Behind a portable toilet there seemed to be an excellent hiding place. Not for me, but for my stash. My stash included, a section of solid cardboard, a light grey painters sheet, two plastic bottles, both empty, an old toothbrush, a couple of tin cans, again, both empty, and a pen. I also had managed to scrounge some plastic bags to make life easy when it came to carrying this ‘gear’ around town. My clothing consisted of, a dark blue coat, which I believe, was in fashion and also new around 1970, three sweaters, all with holes, all unwashed for years, a tee-shirt, newish, only because it was an undergarment and no one could see it, underpants, just like that shirt, fairly new, pants that were too large, held on to my waist by some string and a little duct tape, and shoes, without socks, that I’d retrieved from a Goodwill stand before leaving for the city. I also had a scarf, more like half a scarf, and some torn gloves, which I kept in one of my coat pockets. My money, the money I managed to collect on a daily basis, was safely tucked away, or so I believed, in one shoe heel, which, just by good fortune, was loose and able to be spun in and out around 90 degrees, creating a cavern, suitable for dollar bills but not loose change. I was dressed to kill, though not any human being, dressed to kill time, the most important way anyone who is homeless can possibly dress.
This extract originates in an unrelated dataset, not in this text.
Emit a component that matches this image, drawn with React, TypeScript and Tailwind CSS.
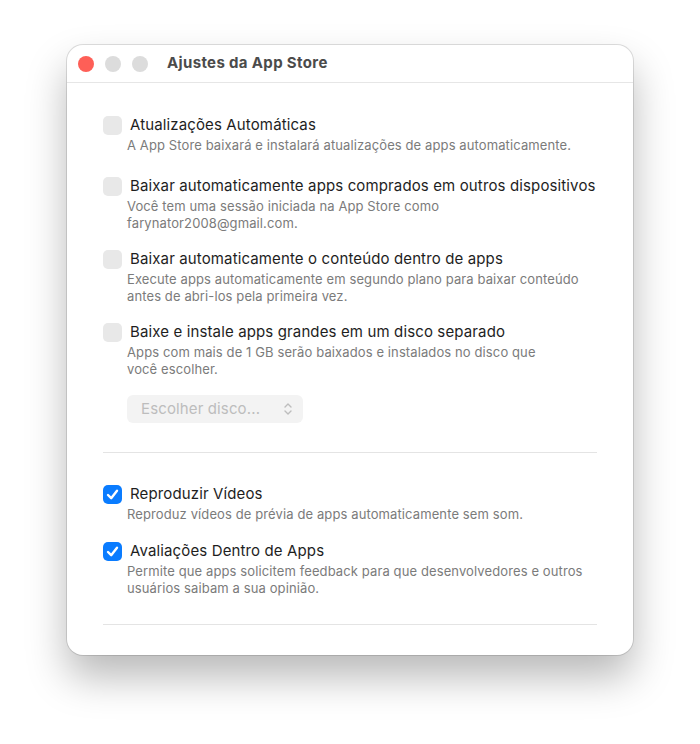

This was San Francisco and this was not going to be pretty. I was shit scared, had no money, and no food. I had no place to shelter, no friends and no way out. I was in for the long run, a week (a small sacrifice for someone just pretending to fit in), which is what I’d promised my self I would do, and there was no way on earth that I would give up before that week was over.
Upon arrival in the city of San Francisco, I was penniless, a deliberate ploy. I had taken enough money to hop on a train from San Jose, leaving all my worldly possessions and comforts at home. I had told no one, not even my family or business partners, where I was going, and now, having just stepped off the train at the Embarcadero, it was 4 30 PM and I was hungry, frightened and very undecided as to whether I should go straight back home to my warm bed, or, just plod around the streets of San Francisco for one night just to see what happened. The emotional drain that this decision placed on my weary mind, was, to say the least, exhausting. It would be very easy, even without money, to skip the barrier in the station and head home to a warm bed, food, and all the other things that we, normal people, expect and take for granted. On the other hand, how was I supposed to write my book about homelessness in America if I, Alan Zoltie, had never experienced what it was actually like to live on these streets? So, with courage in tact, and a brave face, I headed towards Fisherman’s Wharf, where at least I knew there would be lots of people, both homeless and regular, and that I could try to assimilate with those who were about to become my new friends and those who were going to look down upon me as a nuisance, a vagabond, a panhandler and probable scum of the earth. This was life, my chosen life, but for most, this was just life and a way of life I was about to embrace, if only for a short period of time. My nerves were tingling and I desperately needed to take a crap. Now, under normal circumstance, I would have just walked into the closest hotel, found a bathroom and done my business. Not now! I had no idea what was supposed to happen, so within minutes of leaving that station, my task of surviving without anything other than my guile and wit, had begun.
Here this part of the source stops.